The code chunk provided is written in R and is used for loading multiple libraries/packages. These libraries contain functions and tools that extend the capabilities of R for various tasks. Specifically:
glue: Provides tools to format R strings with embedded code. sf: Used for handling and analyzing spatial data. terra: Offers tools for spatial data handling and analysis. ggplot2: A popular data visualization package in R. dplyr: Part of the tidyverse and is used for data manipulation. ggthemes: Adds extra themes, geoms, and scales to ggplot2. forecast: Used for time series forecasting.
When executed, this code will make the functions and tools from these libraries available for use in the R session.
library(glue)library(sf)
Linking to GEOS 3.11.0, GDAL 3.5.3, PROJ 9.1.0; sf_use_s2() is TRUE
library(terra)
terra 1.7.39
Attaching package: 'terra'
The following object is masked from 'package:glue':
trim
library(ggplot2)library(dplyr)
Attaching package: 'dplyr'
The following objects are masked from 'package:terra':
intersect, union
The following objects are masked from 'package:stats':
filter, lag
The following objects are masked from 'package:base':
intersect, setdiff, setequal, union
library(ggthemes)library(forecast)
Registered S3 method overwritten by 'quantmod':
method from
as.zoo.data.frame zoo
library(lubridate)
Attaching package: 'lubridate'
The following objects are masked from 'package:terra':
intersect, union
The following objects are masked from 'package:base':
date, intersect, setdiff, union
ggplot(data=flood_point_data, aes(color=Severity)): This initializes a ggplot object using the flood_point_data dataframe. It also sets the aesthetic color based on the ‘Severity’ column. This means that different severities will be represented by different colors.
geom_sf(size=0.01): Adds spatial data points to the plot. The size=0.01 argument reduces the size of these points, making them small dots on the plot. The original code used cex=0.01, which isn’t a valid argument for geom_sf in ggplot2. Instead, the correct argument to control the size of the points is size.
The resulting plot would visualize the spatial distribution of flood points, with colors indicating the severity of each flood. Adjusting the size parameter can make the dots larger or smaller based on preference.
ggplot(data=flood_point_data): Initializes a ggplot object using the flood_point_data dataframe.
geom_point(aes(x=Began ,y=log_dead), color=“grey90”, alpha=0.8): Adds scatter plot points to the ggplot object, with the x-axis representing the date the flood began (Began) and the y-axis representing the logarithm of the death toll (log_dead). The points are colored light gray (grey90) with a transparency of 0.8, making them slightly see-through.

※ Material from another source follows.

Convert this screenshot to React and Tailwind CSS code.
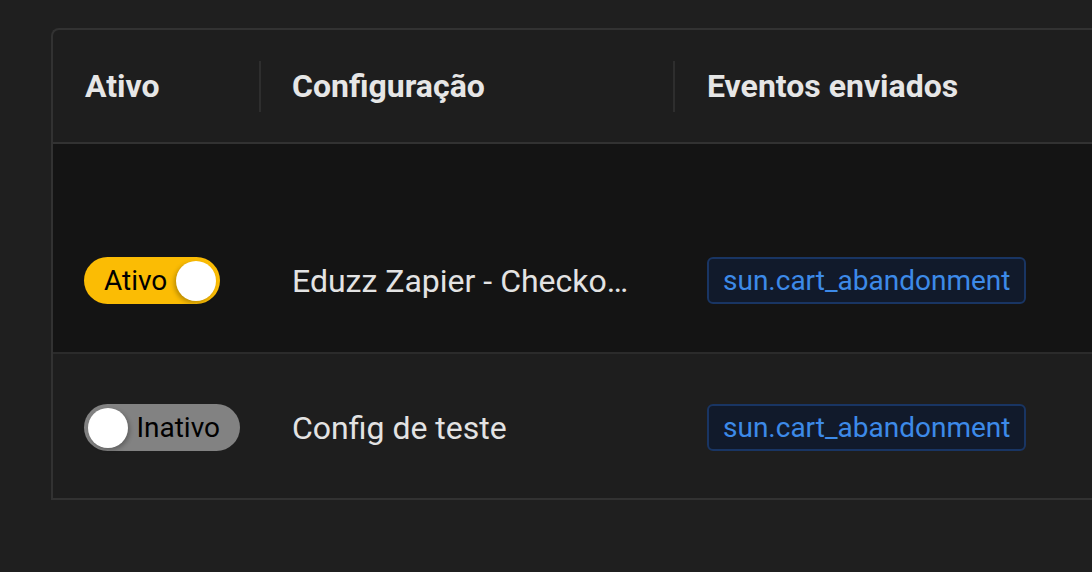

geom_density_2d(aes(x=Began ,y=log_dead), color=“cornflowerblue”): This adds a 2D density estimation to the plot. The density estimation essentially provides a visual representation of where most of the data points cluster, helping identify patterns in the scatter plot. The density lines are colored cornflower blue.

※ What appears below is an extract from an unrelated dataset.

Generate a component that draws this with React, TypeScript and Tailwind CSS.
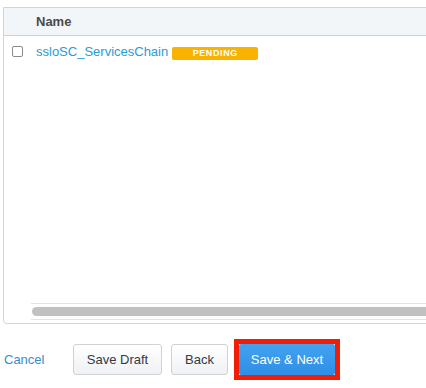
export default function App() {
  return (
    <div
      className="w-[426px] h-[388px] bg-white overflow-hidden relative"
      style={{ fontFamily: '"Liberation Sans", Arial, sans-serif' }}
    >
      {/* table panel, runs off the right edge */}
      <div className="ml-[3px] mt-[7px] w-[440px] h-[317px] border border-[#d4d4d4] rounded-bl-[4px] flex flex-col">
        <div className="h-[28px] bg-[#f3f6f9] border-b border-[#d0d0d0] flex items-center pl-[32px]">
          <span className="text-[13px] font-bold text-[#4a4a4a]">Name</span>
        </div>
        <div className="flex items-center h-[32px] pl-[8px]">
          <span className="w-[11px] h-[11px] border border-[#8a8a8a] rounded-[2px] bg-white mr-[13px] -mt-[2px]" />
          <span className="text-[13px] text-[#2b9ad8]">ssloSC_ServicesChain</span>
          <span className="ml-[4px] mt-[3px] w-[86px] h-[13px] rounded-[2px] bg-[#f8b200] text-white text-[9px] font-bold tracking-[0.6px] flex items-center justify-center">
            PENDING
          </span>
        </div>
        <div className="flex-1" />
        <div className="ml-[27px] mb-[3px] h-[17px] border-t border-b border-[#e2e2e2] flex items-center">
          <div className="h-[9px] w-full bg-[#c1c1c1] rounded-l-[5px] ml-[1px]" />
        </div>
      </div>

      <div className="flex items-center mt-[15px]">
        <span className="ml-[4px] w-[69px] text-[13px] text-[#3a8bcd]">Cancel</span>
        <button className="w-[89px] h-[31px] border border-[#cfd3d8] rounded-[3px] bg-gradient-to-b from-white to-[#eff1f4] text-[13px] text-[#333a45]">
          Save Draft
        </button>
        <button className="ml-[9px] w-[57px] h-[31px] border border-[#cfd3d8] rounded-[3px] bg-gradient-to-b from-white to-[#eff1f4] text-[13px] text-[#333a45]">
          Back
        </button>
        <div className="ml-[6px] border-[5px] border-[#f21d06] p-0">
          <button className="w-[96px] h-[31px] rounded-[2px] bg-gradient-to-b from-[#42a2f0] to-[#2f8ee6] text-[13px] text-white">
            Save &amp; Next
          </button>
        </div>
      </div>
    </div>
  );
}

theme_tufte(): Applies the Tufte theme to the plot, which is a minimalist theme based on the design principles of Edward Tufte, a pioneer in the field of data visualization. This theme helps reduce non-data ink, thereby enhancing the clarity of the visualization.

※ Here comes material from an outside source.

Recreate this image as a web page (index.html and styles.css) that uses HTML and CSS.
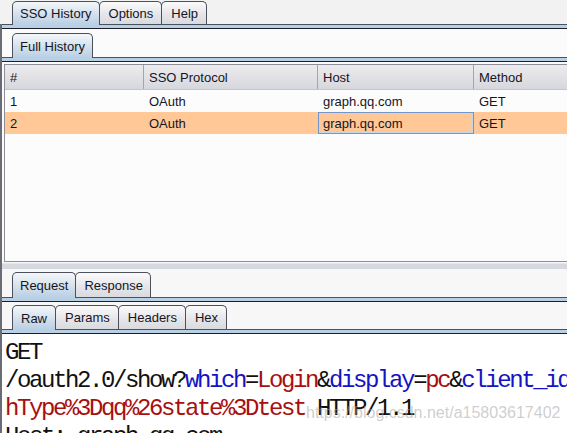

The resulting plot would visually represent the relationship between the date floods started and the logarithm of the associated death toll, with additional visual cues indicating areas of high density (many events with similar characteristics).
non_spatial_version_data <- as.data.frame(flood_point_data): The spatial data flood_point_data is converted to a regular non-spatial dataframe, and stored in the variable non_spatial_version_data.
first_date <- min(non_spatial_version_data[,1]): It’s assumed that the first column of non_spatial_version_data contains the date data. The minimum date (earliest date) in this column is identified and stored in the variable first_date.
last_date <- max(non_spatial_version_data[,1]): Similarly, the maximum date (most recent date) in the first column is identified and stored in the variable last_date.
This code effectively extracts the range of dates present in the flood_point_data. However, a more robust approach might be to use column names rather than column indices for clarity and to avoid potential errors if the structure of the dataframe changes in the future.
death_series <-ts(st_drop_geometry(flood_point_data[,9]), frequency =365, start =c(1985, 1), end =c(2021,300))head(death_series)
Time Series:
Start = c(1985, 1)
End = c(1985, 6)
Frequency = 365
[1] 26 229 43 21 19 2
st_drop_geometry(flood_point_data[,9]): Before creating the time series, you’re using the st_drop_geometry function from the sf package to drop spatial information from the data. You’re then selecting the 9th column, which presumably contains death data (based on our prior discussions). However, it would be more robust to reference the column by name instead of its index to ensure the correct data is being selected.
ts(…, frequency = 365, start = c(1985, 1), end = c(2021,300)): This initializes a time series (ts) object. The frequency argument is set to 365, suggesting that the data is daily. The start argument specifies that the series begins in January 1985. The end argument, however, seems to have an oversight; the day value of 300 is out of range for typical calendar days. Perhaps you meant to represent the 300th day of 2021, but typically, the ts function expects the format c(year, frequency_value), with the frequency value not exceeding the specified frequency (in this case, 365).
death_series: Displays the created time series object.
death_series %>% decompose(): The decompose() function from the base R stats package breaks a time series into its component parts: trend, seasonal, and random (also called “remainder” or “error”). This allows for a clearer understanding of the underlying patterns in the data.
autoplot(): This function from the forecast package provides automatic ggplot2-based visualization of time series objects. When used on the output of decompose(), it generates a multipanel plot showing the observed, trend, seasonal, and remainder components of the time series.
theme_tufte(): This adds the Tufte theme (from the ggthemes package) to the plot. As previously mentioned, Edward Tufte’s design principles prioritize clarity and minimalism, and this theme helps enhance the readability of the plot by reducing non-data ink.
death_series %>% stl(s.window = “periodic”): The stl() function decomposes the time series using LOESS. It’s a more flexible method compared to the traditional decompose() function, especially when dealing with non-linear trends or changing seasonal patterns. The s.window = “periodic” argument indicates that the seasonal component should be treated as periodic, implying a stable seasonal pattern throughout the series.
autoplot(): Again, this function from the forecast package provides an automatic ggplot2-based visualization of time series objects. When applied to the output of stl(), it creates a multipanel plot displaying the observed series, trend component, seasonal component, and remainder (sometimes termed “noise” or “error”).
theme_tufte(): This overlays the Tufte theme on the plot, providing a minimalist design that emphasizes the data. In essence, this code decomposes the death_series time series using the STL method and visualizes the observed series, its trend, its seasonal patterns, and the remainder, all presented in a clear and minimalist style courtesy of the theme_tufte(). This visualization can be immensely valuable in understanding underlying patterns and variations within time series data.